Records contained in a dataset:
_ _ _ _

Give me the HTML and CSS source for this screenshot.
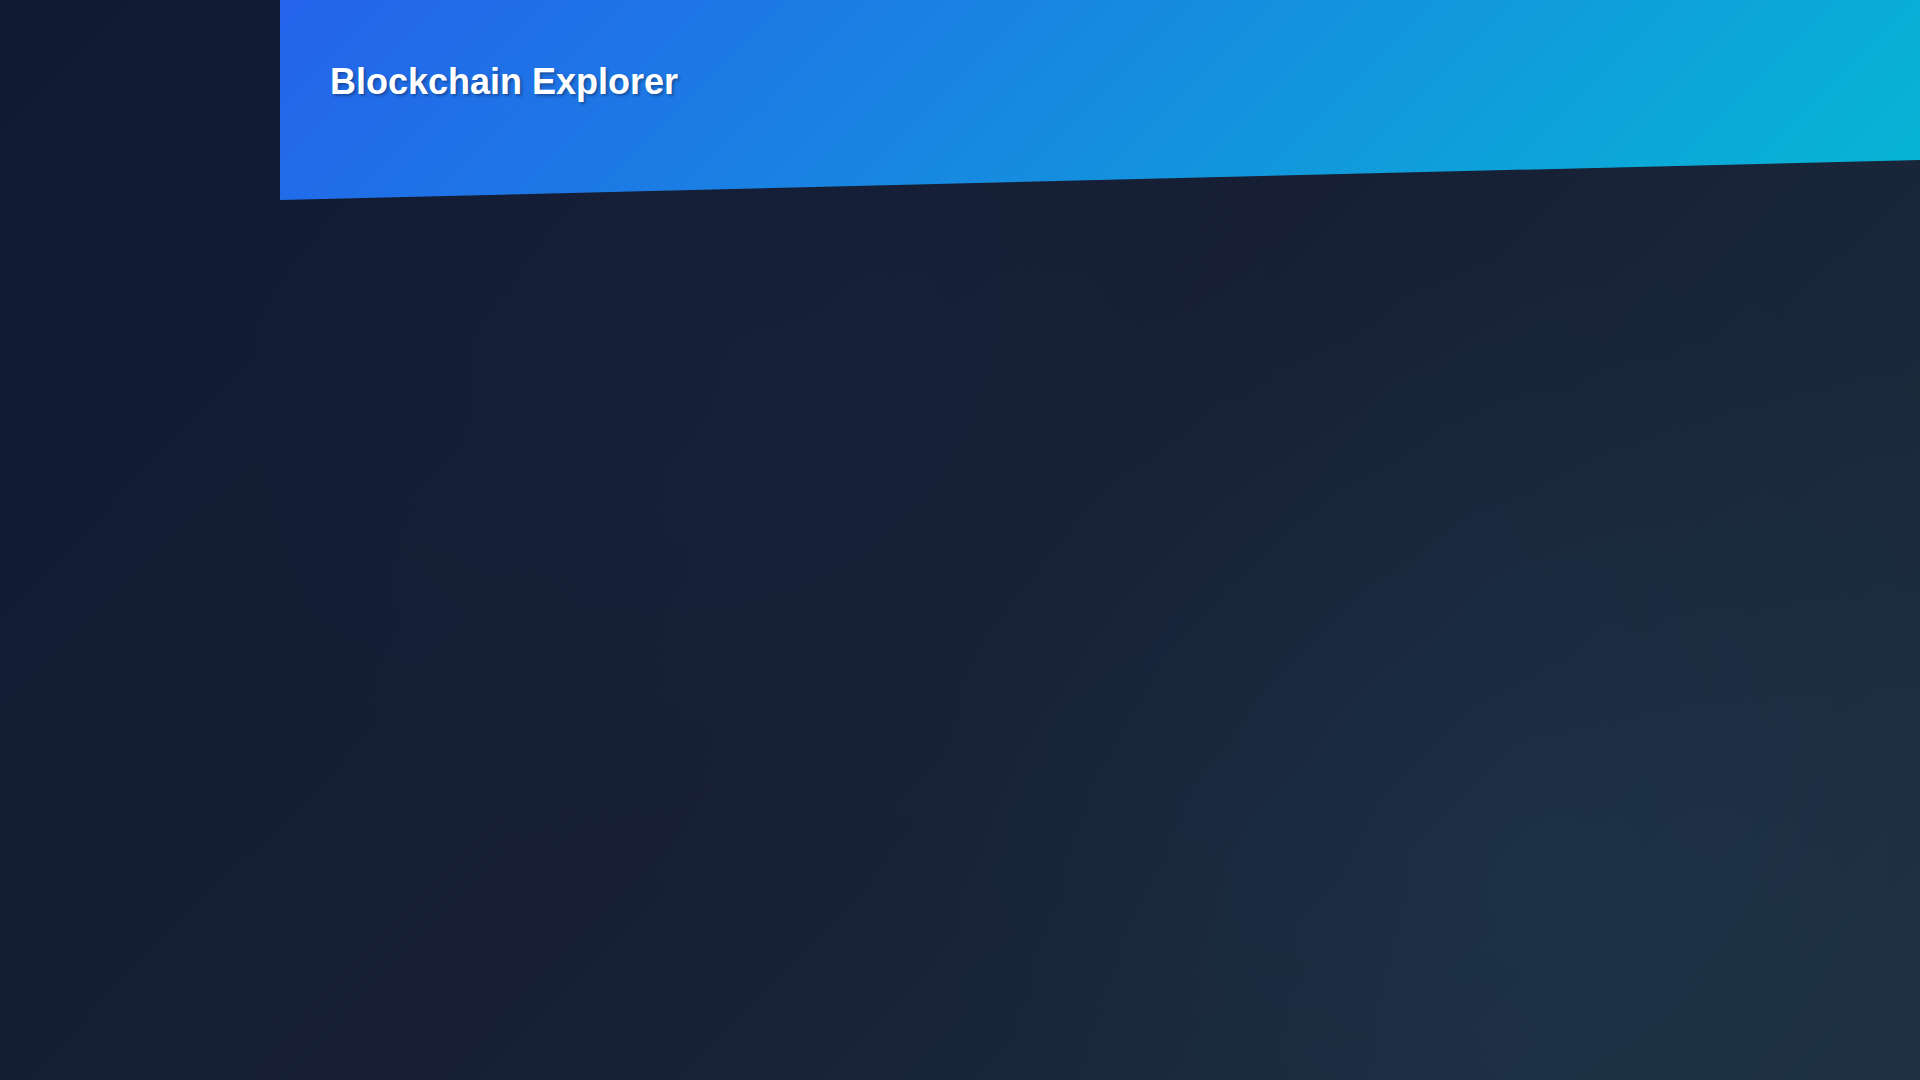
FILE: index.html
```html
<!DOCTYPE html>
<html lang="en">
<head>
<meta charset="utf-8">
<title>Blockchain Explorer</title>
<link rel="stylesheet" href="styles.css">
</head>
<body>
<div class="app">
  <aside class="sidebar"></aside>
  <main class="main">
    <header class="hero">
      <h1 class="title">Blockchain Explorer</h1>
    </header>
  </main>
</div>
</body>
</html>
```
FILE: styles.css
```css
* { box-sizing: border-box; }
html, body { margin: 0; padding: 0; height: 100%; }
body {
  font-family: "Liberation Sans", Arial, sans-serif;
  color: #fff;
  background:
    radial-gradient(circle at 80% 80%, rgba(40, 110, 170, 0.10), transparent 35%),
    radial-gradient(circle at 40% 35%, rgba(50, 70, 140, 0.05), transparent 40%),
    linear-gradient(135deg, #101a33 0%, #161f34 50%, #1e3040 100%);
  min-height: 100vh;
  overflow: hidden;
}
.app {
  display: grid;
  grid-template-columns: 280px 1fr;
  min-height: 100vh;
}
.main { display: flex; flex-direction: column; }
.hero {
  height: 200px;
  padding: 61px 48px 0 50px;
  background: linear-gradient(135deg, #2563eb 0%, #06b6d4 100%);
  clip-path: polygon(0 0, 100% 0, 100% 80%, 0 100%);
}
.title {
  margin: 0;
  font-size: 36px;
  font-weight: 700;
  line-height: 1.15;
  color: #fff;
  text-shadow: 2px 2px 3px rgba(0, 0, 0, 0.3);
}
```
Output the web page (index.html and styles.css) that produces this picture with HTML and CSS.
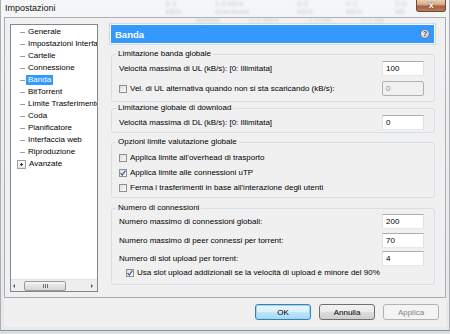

_ _ _ _

Pictures are to be left out; repeat all the remaining data exactly.

■ Solution to this problem
Give me the HTML and CSS source for this screenshot.
FILE: index.html
```html
<!DOCTYPE html>
<html lang="en">
<head>
<meta charset="utf-8">
<title>Blockchain Explorer</title>
<link rel="stylesheet" href="styles.css">
</head>
<body>
<div class="app">
  <aside class="sidebar"></aside>
  <main class="main">
    <header class="hero">
      <h1 class="title">Blockchain Explorer</h1>
    </header>
  </main>
</div>
</body>
</html>
```
FILE: styles.css
```css
* { box-sizing: border-box; }
html, body { margin: 0; padding: 0; height: 100%; }
body {
  font-family: "Liberation Sans", Arial, sans-serif;
  color: #fff;
  background:
    radial-gradient(circle at 80% 80%, rgba(40, 110, 170, 0.10), transparent 35%),
    radial-gradient(circle at 40% 35%, rgba(50, 70, 140, 0.05), transparent 40%),
    linear-gradient(135deg, #101a33 0%, #161f34 50%, #1e3040 100%);
  min-height: 100vh;
  overflow: hidden;
}
.app {
  display: grid;
  grid-template-columns: 280px 1fr;
  min-height: 100vh;
}
.main { display: flex; flex-direction: column; }
.hero {
  height: 200px;
  padding: 61px 48px 0 50px;
  background: linear-gradient(135deg, #2563eb 0%, #06b6d4 100%);
  clip-path: polygon(0 0, 100% 0, 100% 80%, 0 100%);
}
.title {
  margin: 0;
  font-size: 36px;
  font-weight: 700;
  line-height: 1.15;
  color: #fff;
  text-shadow: 2px 2px 3px rgba(0, 0, 0, 0.3);
}
```
Output the web page (index.html and styles.css) that produces this picture with HTML and CSS.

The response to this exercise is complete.